In the manufacture of semiconductors, one or more coating or etching processes may be used. One of such processes is a physical vapor deposition ("PVD") sputter coating process. In a PVD process, a heavy gas, for example, argon, is ionized in a vacuum chamber. The argon ions impact a target and sputter off target material atoms, for example, aluminum, that are, in turn, deposited on a substrate or wafer. Thereafter, an etching process is used to leave a predetermined pattern of the material on the wafer. In other PVD applications, the target is titanium, and one or more reactive gases, for example, nitrogen and oxygen, are bled into the chamber to form either titanium nitride or titanium oxynitride.
During the PVD process, the target material being sputtered is not only deposited on the wafer, but is also deposited on other surfaces and shields within the vacuum chamber. Over a number of sputtering cycles, the thickness of the sputtered material on the shields and other surfaces within the vacuum chamber continuously increases. Further, with each sputtering cycle, the chamber and the components therein experience a heating and cooling temperature cycle. After a period of time, as the coating of sputtered material thickens on the shields, it has a tendency with successive temperature cycles to flake off of the shields in the form of small particles that range in size from approximately 0.1 microns to approximately several microns. Once in the environment of the vacuum chamber, it is highly probably that a particle will be deposited on a the substrate being processed. Normally, the sputtering material is a conductor; and therefore, if the particle is deposited across terminals of a device or across conductive paths on the substrate, the resultant short circuit is substantially thicker than the coating. Therefore, the subsequent etching process to remove the coating will not remove all of the particle; and the remaining unetched particle may create a short circuit which make an associated device on the wafer unuseable. Therefore, those larger particles which flake off of shields and surfaces in the processing chamber have an adverse impact on and reduce the yield of the completed wafer devices.
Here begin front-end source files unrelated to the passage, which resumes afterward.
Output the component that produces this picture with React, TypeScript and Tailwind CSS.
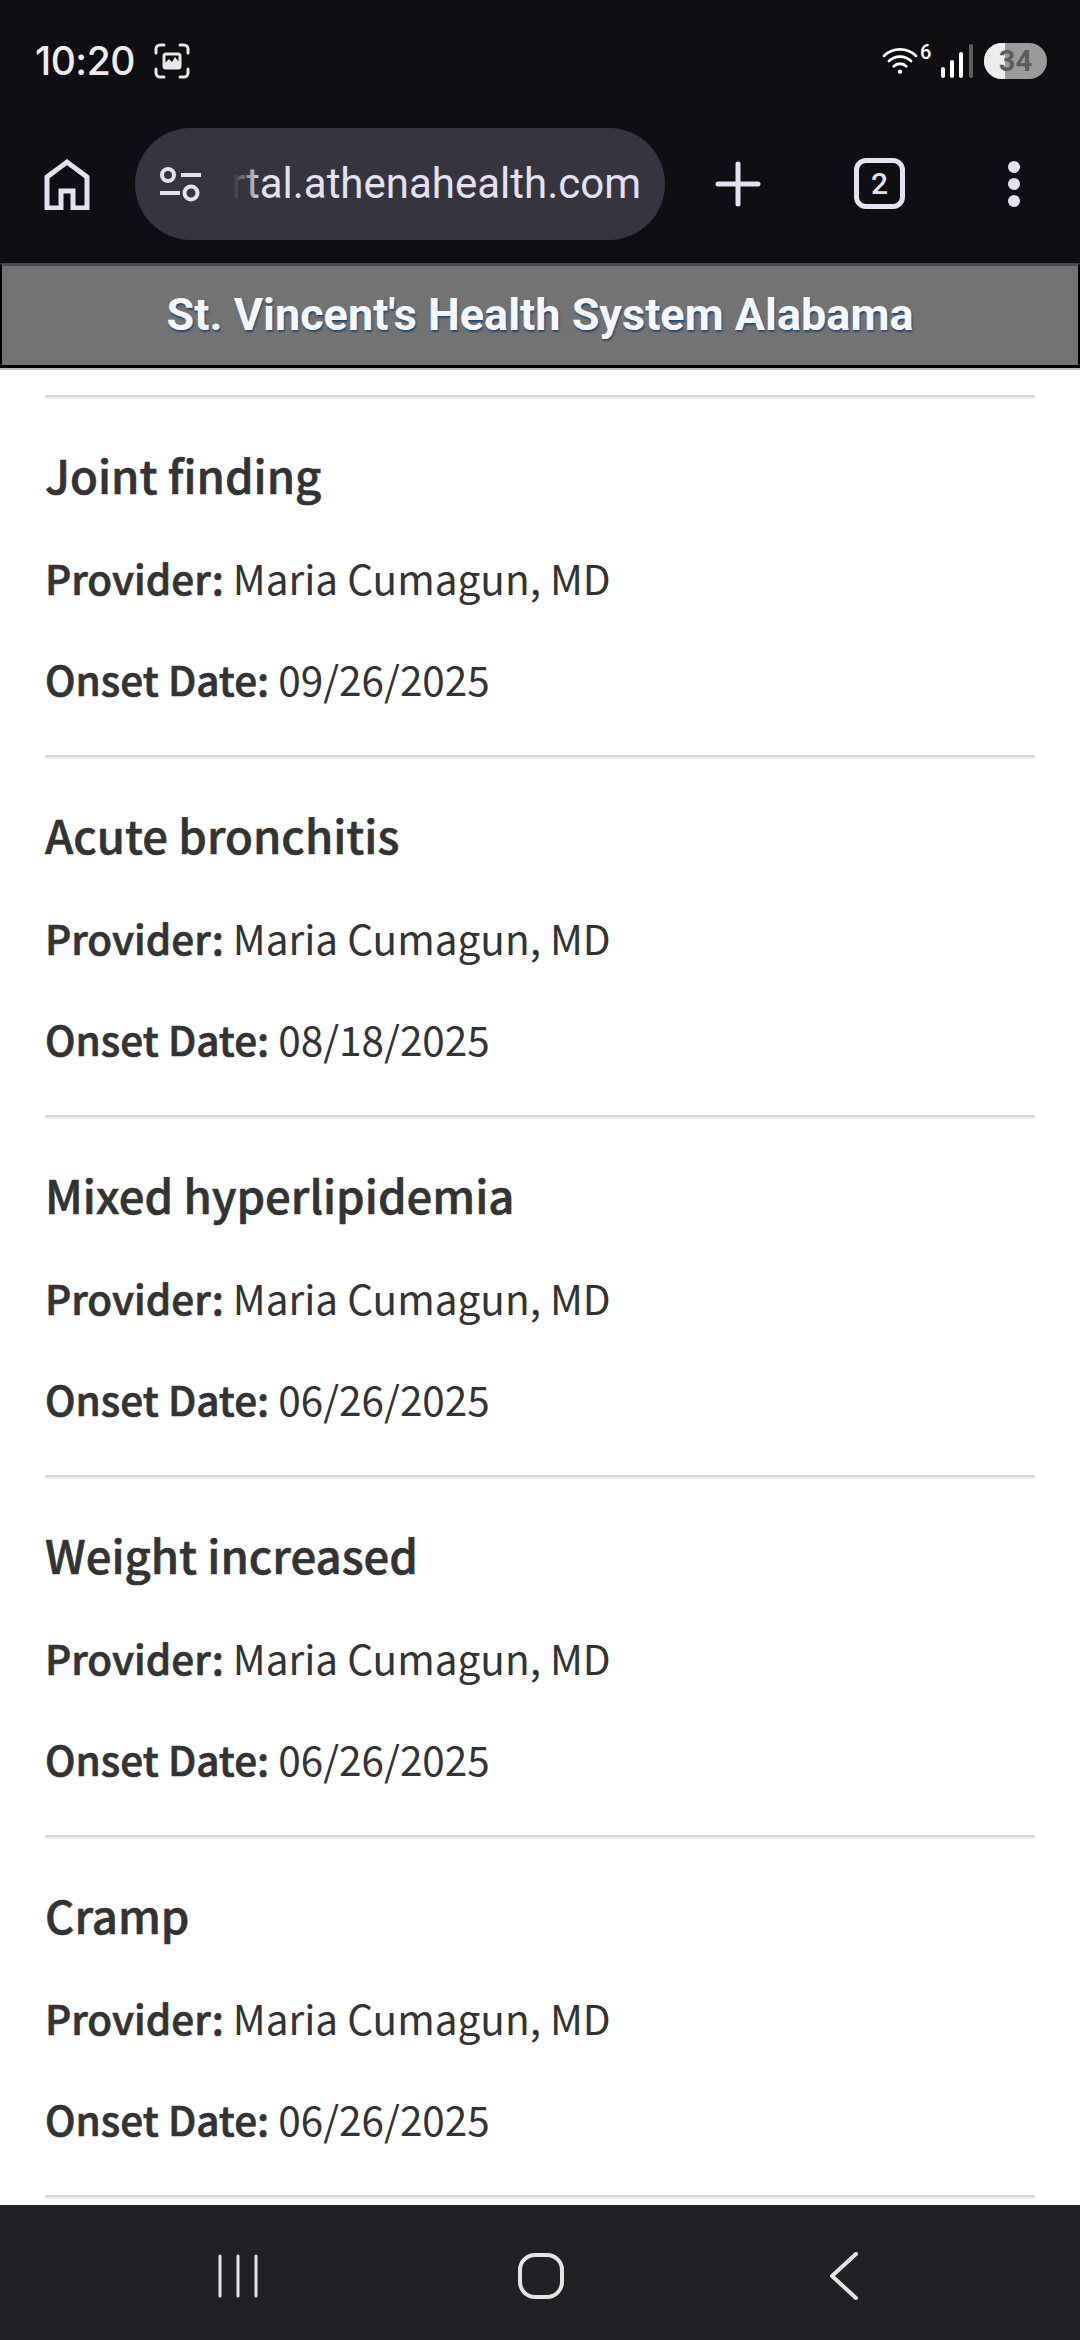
const conditions = [
  { name: 'Joint finding', date: '09/26/2025' },
  { name: 'Acute bronchitis', date: '08/18/2025' },
  { name: 'Mixed hyperlipidemia', date: '06/26/2025' },
  { name: 'Weight increased', date: '06/26/2025' },
  { name: 'Cramp', date: '06/26/2025' },
];

const bodyFont = "font-['Noto_Sans_CJK_SC','Noto_Sans',sans-serif]";

function Rule() {
  return <hr className="h-[4px] border-0 border-t-[2px] border-b-[2px] border-t-[#d4d4d4] border-b-[#ececec]" />;
}

function StatusBar() {
  return (
    <div className="flex h-[122px] items-start justify-between pl-[35px] pr-[33px] pt-[36px]">
      <div className="flex items-center gap-[19px]">
        <span className="font-['Inter',sans-serif] text-[39px] font-medium leading-[50px] tracking-[-0.5px] text-[#ececec]">10:20</span>
        <svg width="36" height="36" viewBox="0 0 36 36" fill="none" stroke="#e8e8e8" strokeWidth="3" strokeLinecap="round">
          <path d="M2 10V6a4 4 0 0 1 4-4h4M26 2h4a4 4 0 0 1 4 4v4M34 26v4a4 4 0 0 1-4 4h-4M10 34H6a4 4 0 0 1-4-4v-4" />
          <rect x="10" y="11" width="16" height="14" rx="2" />
          <path d="M11 20l4-4 3 3 3-5 4 5v5H11z" fill="#e8e8e8" stroke="none" />
        </svg>
      </div>
      <div className="flex items-center pt-[7px]">
        <svg className="mr-[23px]" width="36" height="30" viewBox="0 0 40 34" fill="none" stroke="#fff" strokeWidth="3.2" strokeLinecap="round">
          <path d="M2 11a26 26 0 0 1 36 0M7.500 17a18 18 0 0 1 25 0M13 23a10 10 0 0 1 14 0" />
          <circle cx="20" cy="29" r="2.500" fill="#fff" stroke="none" />
        </svg>
        <div className="relative h-[36px] w-[33px]">
          <span className="absolute left-[-21px] top-[-1px] font-['Roboto',sans-serif] text-[20px] font-medium leading-none text-white">6</span>
          <svg className="absolute left-0 top-0" width="33" height="36" viewBox="0 0 33 36">
            <rect x="0" y="24" width="4" height="11" rx="2" fill="#fff" />
            <rect x="9" y="17" width="4" height="18" rx="2" fill="#fff" />
            <rect x="18" y="9" width="4" height="26" rx="2" fill="#fff" />
            <rect x="28" y="1" width="4" height="34" rx="2" fill="#5f5f62" />
          </svg>
        </div>
        <div className="relative ml-[10px] flex h-[36px] w-[63px] items-center justify-center overflow-hidden rounded-full bg-[#9b9b9b]">
          <div className="absolute inset-y-0 left-0 w-[21px] bg-[#ededed]" />
          <span className="relative font-['Roboto',sans-serif] text-[29px] font-bold leading-none text-[#5c5c5c]">34</span>
        </div>
      </div>
    </div>
  );
}

function Toolbar() {
  return (
    <div className="flex h-[141px] items-start pl-[44px] pt-[6px]">
      <svg className="mt-[30px]" width="46" height="52" viewBox="0 0 46 52" fill="none" stroke="#e6e1f1" strokeWidth="5">
        <path d="M3 50V19L23 4l20 15v31H29V33H17v17z" strokeLinejoin="miter" />
      </svg>
      <div className="ml-[45px] flex h-[112px] w-[530px] items-center rounded-full bg-[#35343f] pl-[24px]">
        <svg className="shrink-0" width="42" height="36" viewBox="0 0 42 36" fill="none" stroke="#e6e1f1" strokeWidth="4">
          <circle cx="9" cy="9" r="6" />
          <path d="M22 9h20M1 27h20" />
          <circle cx="32" cy="27" r="6.500" />
        </svg>
        <div className="relative ml-[20px] w-[420px] overflow-hidden">
          <span className="block whitespace-nowrap text-right font-['Roboto',sans-serif] text-[42px] leading-[50px] text-[#e6e1f1]">rtal.athenahealth.com</span>
          <div className="absolute inset-y-0 left-0 w-[40px] bg-gradient-to-r from-[#35343f] from-[30%] to-transparent" />
        </div>
      </div>
      <svg className="ml-[50px] mt-[33px]" width="46" height="46" viewBox="0 0 46 46" fill="none" stroke="#e6e1f1" strokeWidth="5" strokeLinecap="round">
        <path d="M23 3v40M3 23h40" />
      </svg>
      <div className="ml-[93px] mt-[30px] flex h-[51px] w-[51px] items-center justify-center rounded-[12px] border-[5px] border-[#e6e1f1] font-['Roboto',sans-serif] text-[30px] font-medium text-[#e6e1f1]">2</div>
      <div className="ml-[103px] mt-[33px] flex h-[46px] flex-col justify-between">
        <span className="h-[12px] w-[12px] rounded-full bg-[#e6e1f1]" />
        <span className="h-[12px] w-[12px] rounded-full bg-[#e6e1f1]" />
        <span className="h-[12px] w-[12px] rounded-full bg-[#e6e1f1]" />
      </div>
    </div>
  );
}

function PortalHeader() {
  return (
    <div className="flex h-[105px] shrink-0 items-center justify-center border-x-2 border-y-[3px] border-x-black border-b-black border-t-[#4a4a50] bg-[#737373] pb-[2px] shadow-[0_2px_0_#b9bcc2]">
      <h1 className="font-['Roboto',sans-serif] text-[45px] font-bold leading-none text-[#f4f7fb] [text-shadow:1px_2px_2px_#26496e]">St. Vincent's Health System Alabama</h1>
    </div>
  );
}

function Condition({ name, date }: { name: string; date: string }) {
  return (
    <div className="flex h-[360px] flex-col pt-[45px] text-[#333]">
      <h2 className="text-[45.500px] font-medium leading-[60px] [-webkit-text-stroke:0.6px_#333]">{name}</h2>
      <p className="mt-[45px] text-[40.500px] font-normal leading-[58px]">
        <strong className="font-medium [-webkit-text-stroke:0.7px_#333]">Provider:</strong> Maria Cumagun, MD
      </p>
      <p className="mt-[43px] text-[40.500px] font-normal leading-[58px]">
        <strong className="font-medium [-webkit-text-stroke:0.7px_#333]">Onset Date:</strong> {date}
      </p>
      <div className="mt-auto">
        <Rule />
      </div>
    </div>
  );
}

function NavBar() {
  return (
    <div className="flex h-[135px] shrink-0 items-center bg-[#202025] pt-[6px]">
      <svg className="ml-[215px]" width="46" height="44" viewBox="0 0 46 44" fill="none" stroke="#e4e4e4" strokeWidth="3" strokeLinecap="round">
        <path d="M5 2v40M23 2v40M41 2v40" />
      </svg>
      <svg className="ml-[257px]" width="46" height="46" viewBox="0 0 46 46" fill="none" stroke="#e4e4e4" strokeWidth="4">
        <rect x="2" y="2" width="42" height="42" rx="15" />
      </svg>
      <svg className="ml-[265px]" width="30" height="48" viewBox="0 0 30 48" fill="none" stroke="#e4e4e4" strokeWidth="4" strokeLinecap="round" strokeLinejoin="round">
        <path d="M27 2L3 24l24 22" />
      </svg>
    </div>
  );
}

export default function App() {
  return (
    <div className="flex h-[2340px] w-[1080px] flex-col overflow-hidden bg-white">
      <div className="bg-[#0e0e13]">
        <StatusBar />
        <Toolbar />
      </div>
      <PortalHeader />
      <main className={`flex-1 overflow-hidden px-[45px] ${bodyFont}`}>
        <div className="flex h-[31px] flex-col justify-end">
          <Rule />
        </div>
        {conditions.map((c) => (
          <Condition key={c.name} name={c.name} date={c.date} />
        ))}
      </main>
      <NavBar />
    </div>
  );
}
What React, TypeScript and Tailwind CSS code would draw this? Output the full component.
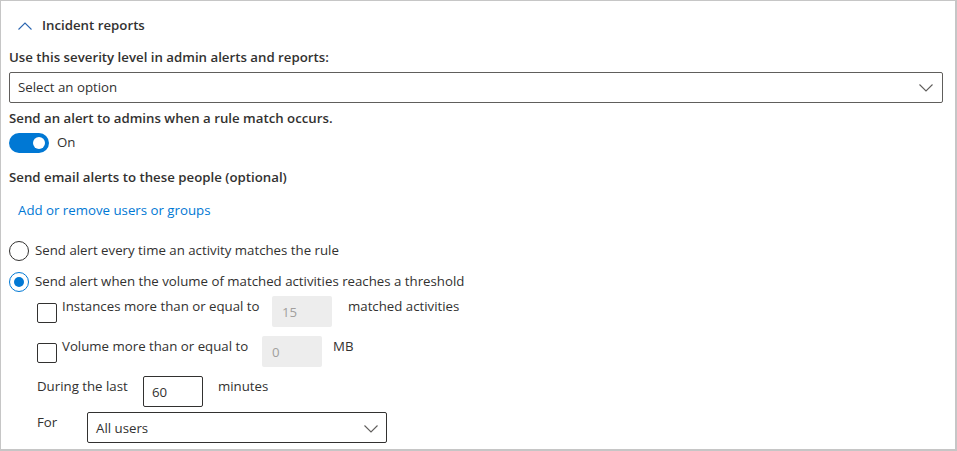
import React, { useState } from "react";

const font = { fontFamily: '"Open Sans", "Noto Sans", Arial, sans-serif' };

const Chevron = ({ up = false, className = "" }: { up?: boolean; className?: string }) => (
    <svg width="14" height="8" viewBox="0 0 14 8" className={className} fill="none">
        <path d={up ? "M0.5 7.5 L7 1 L13.5 7.5" : "M0.5 0.5 L7 7 L13.5 0.5"} stroke="currentColor" strokeWidth="1.1"/>
    </svg>
);

const Radio = ({ checked }: { checked: boolean }) => (
    <span
        className={`flex h-[20px] w-[20px] shrink-0 items-center justify-center rounded-full border ${checked ? "border-[#0078d4]" : "border-[#323130]"}`}
    >
        {checked && <span className="h-[10px] w-[10px] rounded-full bg-[#0078d4]"/>}
    </span>
);

const Checkbox = () => (
    <span className="mt-[7px] h-[20px] w-[20px] shrink-0 rounded-[2px] border border-[#323130] bg-white"/>
);

export default function App() {
    const [on] = useState(true);

    return (
        <div
            className="h-[451px] w-[957px] overflow-hidden border-t border-l border-r-2 border-b-2 border-[#c6c6c6] bg-white pl-[8px] pr-[12px] text-[13.25px] text-[#323130]"
            style={font}
        >
            {/* header */}
            <div className="mt-[15px] flex h-[20px] items-center pl-[8px]">
                <Chevron up className="w-[16px] text-[#2b65b0]"/>
                <span className="ml-[9px] font-semibold">Incident reports</span>
            </div>

            <div className="mt-[11px] h-[20px] font-semibold leading-[20px]">
                Use this severity level in admin alerts and reports:
            </div>
            <div className="mt-[5px] flex h-[31px] items-center justify-between rounded-[2px] border border-[#605e5c] pl-[8px] pr-[9px]">
                <span>Select an option</span>
                <Chevron className="text-[#605e5c]"/>
            </div>

            <div className="mt-[5px] h-[20px] font-semibold leading-[20px]">
                Send an alert to admins when a rule match occurs.
            </div>
            <div className="mt-[5px] flex h-[20px] items-center">
                <span className="flex h-[20px] w-[40px] items-center justify-end rounded-full bg-[#0078d4] pr-[4px]">
                    <span className="h-[12px] w-[12px] rounded-full bg-white"/>
                </span>
                <span className="ml-[8px]">{on ? "On" : "Off"}</span>
            </div>

            <div className="mt-[14px] h-[20px] font-semibold leading-[20px]">
                Send email alerts to these people (optional)
            </div>
            <div className="mt-[13px] h-[20px] pl-[9px] leading-[20px] text-[#0078d4]">
                Add or remove users or groups
            </div>

            <div className="mt-[21px] flex h-[20px] items-center">
                <Radio checked={false}/>
                <span className="ml-[6px]">Send alert every time an activity matches the rule</span>
            </div>
            <div className="mt-[11px] flex h-[20px] items-center">
                <Radio checked/>
                <span className="ml-[6px]">Send alert when the volume of matched activities reaches a threshold</span>
            </div>

            <div className="pl-[28px]">
                <div className="mt-[4px] flex items-start">
                    <Checkbox/>
                    <span className="ml-[5px] w-[210px] leading-[20px]">Instances more than or equal to</span>
                    <span className="flex h-[31px] w-[60px] items-center rounded-[2px] bg-[#ededed] pl-[10px] pt-[2px] text-[#a19f9d]">15</span>
                    <span className="ml-[16px] leading-[20px]">matched activities</span>
                </div>
                <div className="mt-[9px] flex items-start">
                    <Checkbox/>
                    <span className="ml-[5px] w-[200px] leading-[20px]">Volume more than or equal to</span>
                    <span className="flex h-[31px] w-[60px] items-center rounded-[2px] bg-[#ededed] pl-[10px] pt-[2px] text-[#a19f9d]">0</span>
                    <span className="ml-[11px] leading-[20px]">MB</span>
                </div>
                <div className="mt-[9px] flex items-start">
                    <span className="w-[106px] leading-[20px]">During the last</span>
                    <span className="flex h-[31px] w-[60px] items-center rounded-[2px] border border-[#323130] pl-[8px] pt-[2px]">60</span>
                    <span className="ml-[15px] leading-[20px]">minutes</span>
                </div>
                <div className="mt-[5px] flex items-start">
                    <span className="w-[50px] leading-[20px]">For</span>
                    <span className="flex h-[31px] w-[300px] items-center justify-between rounded-[2px] border border-[#323130] pl-[8px] pr-[8px] pt-[2px]">
                        <span>All users</span>
                        <Chevron className="text-[#605e5c]"/>
                    </span>
                </div>
            </div>
        </div>
    );
}
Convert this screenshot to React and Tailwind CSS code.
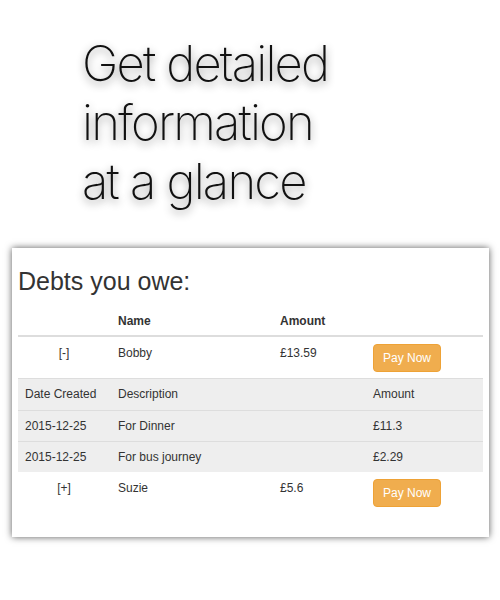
export default function App() {
  const btn =
    "inline-block rounded-[4px] border border-[#eea236] bg-[#f0ad4e] px-[9px] leading-[26px] text-[12px] text-white";
  return (
    <div className="relative h-[600px] w-[500px] bg-white" style={{ fontFamily: '"Liberation Sans", Arial, sans-serif' }}>
      <div
        className="pl-[82px] pt-[34px] text-[49px] leading-[59px] font-extralight tracking-[-1.8px] text-[#111]"
        style={{ fontFamily: 'Inter, sans-serif', textShadow: '0 3px 8px rgba(0,0,0,0.45)' }}
      >
        <div>Get detailed</div>
        <div>information</div>
        <div>at a glance</div>
      </div>
      <div className="ml-[12px] mt-[37px] h-[289px] w-[477px] bg-white px-[6px] pt-[19px] shadow-[0_0_7px_rgba(0,0,0,0.65)]">
        <h3 className="text-[25px] leading-[28px] text-[#333]">Debts you owe:</h3>
        <div className="mt-[9px] text-[12px] leading-[17px] text-[#333]">
          <div className="grid grid-cols-[92px_162px_93px_1fr] border-b-2 border-[#ddd] font-bold">
            <div className="px-2 pt-[9px] pb-[5px]"></div>
            <div className="px-2 pt-[9px] pb-[5px]">Name</div>
            <div className="px-2 pt-[9px] pb-[5px]">Amount</div>
            <div className="px-2 pt-[9px] pb-[5px]"></div>
          </div>
          <div className="grid h-[42px] grid-cols-[92px_162px_93px_1fr] border-b border-[#ddd]">
            <div className="px-2 py-[8px] text-center">[-]</div>
            <div className="px-2 py-[8px]">Bobby</div>
            <div className="px-2 py-[8px]">£13.59</div>
            <div className="px-2 py-[7px]"><span className={btn}>Pay Now</span></div>
          </div>
          <div className="bg-[#eee]">
            {[
              ["Date Created", "Description", "Amount"],
              ["2015-12-25", "For Dinner", "£11.3"],
              ["2015-12-25", "For bus journey", "£2.29"],
            ].map((r, i) => (
              <div key={i} className={`grid h-[31px] grid-cols-[92px_255px_1fr] ${i > 0 ? "border-t border-[#ddd]" : ""}`}>
                <div className="px-[7px] py-[7px]">{r[0]}</div>
                <div className="px-2 py-[7px]">{r[1]}</div>
                <div className="px-2 py-[7px]">{r[2]}</div>
              </div>
            ))}
          </div>
          <div className="grid grid-cols-[92px_162px_93px_1fr]">
            <div className="px-2 py-[8px] text-center">[+]</div>
            <div className="px-2 py-[8px]">Suzie</div>
            <div className="px-2 py-[8px]">£5.6</div>
            <div className="px-2 py-[7px]"><span className={btn}>Pay Now</span></div>
          </div>
        </div>
      </div>
    </div>
  );
}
Process yields can be improved if the shields and other surfaces in the processing chamber are cleaned prior to the time when excessive particles begin to flake therefrom. The cleaning of chamber surfaces and the removal and replacement of the shields is a time-consuming and expensive process during which the sputtering chamber is out of production. Therefore, the cleaning process is preferably conducted only when necessary. However, postponing the cleaning process to the point where particles begin flaking from the coated surfaces, thereby reducing yields, is more costly than the cleaning process. Ideally, the processing chamber should remain in production right up to the time immediately prior to particle flaking.
In the past, the processing time of the chamber 22 was measured in kilowatt hours; and based on experience, the chamber was scheduled to be cleaned after the passage of a predetermined number of processing kilowatt hours. However, predicting the optimum time to clean a processing chamber by tracking the kilowatt hours of processing does not provide the optimum production processing time between cleaning procedures.
To improve the prediction of when maintenance and cleaning should be performed, a particle monitor can be used. One such monitor is an external laser based monitor capable of detecting very small particles. However, the cost of such a monitor makes its application to all processing chambers impractical. Another, less expensive, in-situ monitor can also be used, for example, a particle sensor model No. 20SD, commercially available from High Yield Technology of San Jose, Calif. The in-situ particle monitor includes a particle sensor control connected to an electronic laser probe that is located in the vacuum chamber. With such a particle sensor, a laser beam illuminates the plasma of gas ions and provides a count of particles within the plasma that are within a range of particle sizes, for example, from approximately 0.3 microns to approximately 5.0 microns. The microns are counted over a predetermined sample time period, or sample window. The total number of particles counted during a sample window is compared to a set point representing a threshold particle count value; and if the count exceeds the threshold value, an alarm is provided by the particle sensor control. The set point value is empirically determined to provide the most effective time at which to initiate a maintenance and cleaning of the processing chamber.
There are two disadvantages in the current application of the in-situ monitor. First, the particle monitor is enabled by a control signal derived from the application of power to the target cathode of the processing chamber. When power is applied to the target, the plasma of ionized gas provides significant interference and noise to the in-situ particle monitor that masks particles that otherwise could be counted. The net result is that the monitor is not counting all of the particles that it is capable of accurately discriminating. Therefore, there are more particles in the processing chamber than indicated by the particle monitor, and those undetected particles have a substantially adverse impact on yields. Second, there are certain times when power is applied to the target, but a production wafer is not located in the processing chamber. Therefore, the in-situ particle monitor is operating and collecting data during time periods when production is not occurring. Not only does such operation waste valuable memory space in the particle sensor control but any particle alarms that occur during nonproduction periods are a distraction to personnel.
Consequently, there is a need for an improved system for controlling the operation of a particle sensor during the coating process.